[BEGIN]

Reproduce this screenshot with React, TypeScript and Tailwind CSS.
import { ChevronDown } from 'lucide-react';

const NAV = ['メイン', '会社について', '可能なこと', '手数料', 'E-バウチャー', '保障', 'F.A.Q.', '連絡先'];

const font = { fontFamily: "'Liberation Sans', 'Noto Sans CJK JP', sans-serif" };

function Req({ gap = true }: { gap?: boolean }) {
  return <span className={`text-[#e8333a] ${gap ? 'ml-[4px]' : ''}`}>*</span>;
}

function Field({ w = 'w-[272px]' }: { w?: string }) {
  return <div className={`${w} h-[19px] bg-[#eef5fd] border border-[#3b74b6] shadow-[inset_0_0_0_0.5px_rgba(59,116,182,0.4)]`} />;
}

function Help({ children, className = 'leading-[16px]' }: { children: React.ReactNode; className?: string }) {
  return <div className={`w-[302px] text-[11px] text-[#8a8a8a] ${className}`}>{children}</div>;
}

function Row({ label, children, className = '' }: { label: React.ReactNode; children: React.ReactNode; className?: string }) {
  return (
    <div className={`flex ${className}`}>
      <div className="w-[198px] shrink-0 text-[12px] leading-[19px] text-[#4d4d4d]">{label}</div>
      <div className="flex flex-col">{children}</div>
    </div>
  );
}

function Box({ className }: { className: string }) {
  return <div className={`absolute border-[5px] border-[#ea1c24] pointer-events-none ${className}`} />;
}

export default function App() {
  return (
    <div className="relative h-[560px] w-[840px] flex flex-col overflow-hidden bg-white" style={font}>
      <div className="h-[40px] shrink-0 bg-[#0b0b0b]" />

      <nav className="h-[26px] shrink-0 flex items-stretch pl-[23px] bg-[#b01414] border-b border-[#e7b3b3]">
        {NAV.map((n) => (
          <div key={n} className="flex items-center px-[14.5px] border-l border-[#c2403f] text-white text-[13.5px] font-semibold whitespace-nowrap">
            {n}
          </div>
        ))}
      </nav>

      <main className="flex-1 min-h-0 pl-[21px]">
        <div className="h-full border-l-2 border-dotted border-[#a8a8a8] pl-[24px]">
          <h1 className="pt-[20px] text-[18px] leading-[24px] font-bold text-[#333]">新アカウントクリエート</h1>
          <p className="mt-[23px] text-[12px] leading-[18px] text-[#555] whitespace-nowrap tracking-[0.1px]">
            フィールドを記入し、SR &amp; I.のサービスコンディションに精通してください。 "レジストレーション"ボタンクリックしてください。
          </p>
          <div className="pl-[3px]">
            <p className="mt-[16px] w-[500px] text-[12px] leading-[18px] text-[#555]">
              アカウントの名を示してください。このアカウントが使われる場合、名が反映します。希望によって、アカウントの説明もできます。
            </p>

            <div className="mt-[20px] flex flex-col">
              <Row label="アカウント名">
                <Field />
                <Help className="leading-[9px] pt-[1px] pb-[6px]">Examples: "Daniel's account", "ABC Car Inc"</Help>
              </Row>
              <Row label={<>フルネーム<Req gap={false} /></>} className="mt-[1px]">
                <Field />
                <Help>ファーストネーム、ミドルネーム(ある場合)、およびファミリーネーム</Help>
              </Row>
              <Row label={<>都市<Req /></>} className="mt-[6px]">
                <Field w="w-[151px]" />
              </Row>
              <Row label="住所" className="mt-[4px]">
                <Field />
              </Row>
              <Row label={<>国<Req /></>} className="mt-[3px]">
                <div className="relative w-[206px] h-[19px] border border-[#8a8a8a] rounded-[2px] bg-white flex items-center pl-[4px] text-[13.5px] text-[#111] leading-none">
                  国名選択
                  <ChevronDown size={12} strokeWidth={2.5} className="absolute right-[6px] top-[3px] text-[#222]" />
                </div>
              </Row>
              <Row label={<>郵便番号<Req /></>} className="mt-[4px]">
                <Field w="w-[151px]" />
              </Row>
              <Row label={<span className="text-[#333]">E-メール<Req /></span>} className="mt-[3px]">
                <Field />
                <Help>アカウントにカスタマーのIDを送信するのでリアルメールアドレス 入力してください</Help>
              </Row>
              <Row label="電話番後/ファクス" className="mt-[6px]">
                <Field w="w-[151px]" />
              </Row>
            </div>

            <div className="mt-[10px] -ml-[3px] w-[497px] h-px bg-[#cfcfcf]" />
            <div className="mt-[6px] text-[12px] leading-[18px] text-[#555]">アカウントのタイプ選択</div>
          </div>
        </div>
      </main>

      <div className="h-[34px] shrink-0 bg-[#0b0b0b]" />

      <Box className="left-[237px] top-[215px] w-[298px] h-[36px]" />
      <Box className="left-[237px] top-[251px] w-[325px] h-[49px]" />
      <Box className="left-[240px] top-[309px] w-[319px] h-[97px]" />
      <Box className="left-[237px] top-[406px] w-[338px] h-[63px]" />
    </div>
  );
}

[END]
[BEGIN]

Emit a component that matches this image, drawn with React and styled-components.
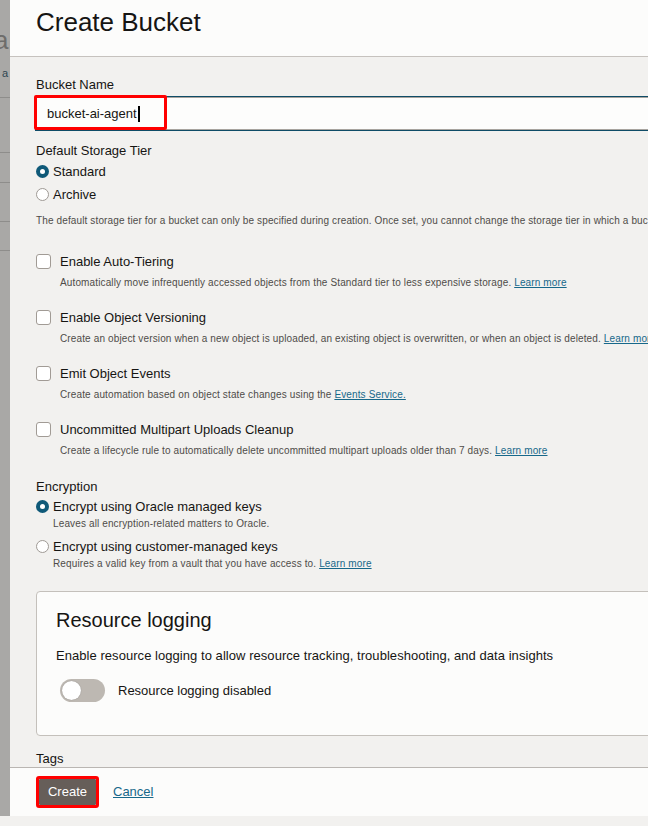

[END]

### WHAT YOU WILL DO:
Copy all lines of the listing above that contain the string "with".

### RESPONSE TO THE EXERCISE:
Reproduce this screenshot with React, TypeScript and Tailwind CSS.
Emit a component that matches this image, drawn with React and styled-components.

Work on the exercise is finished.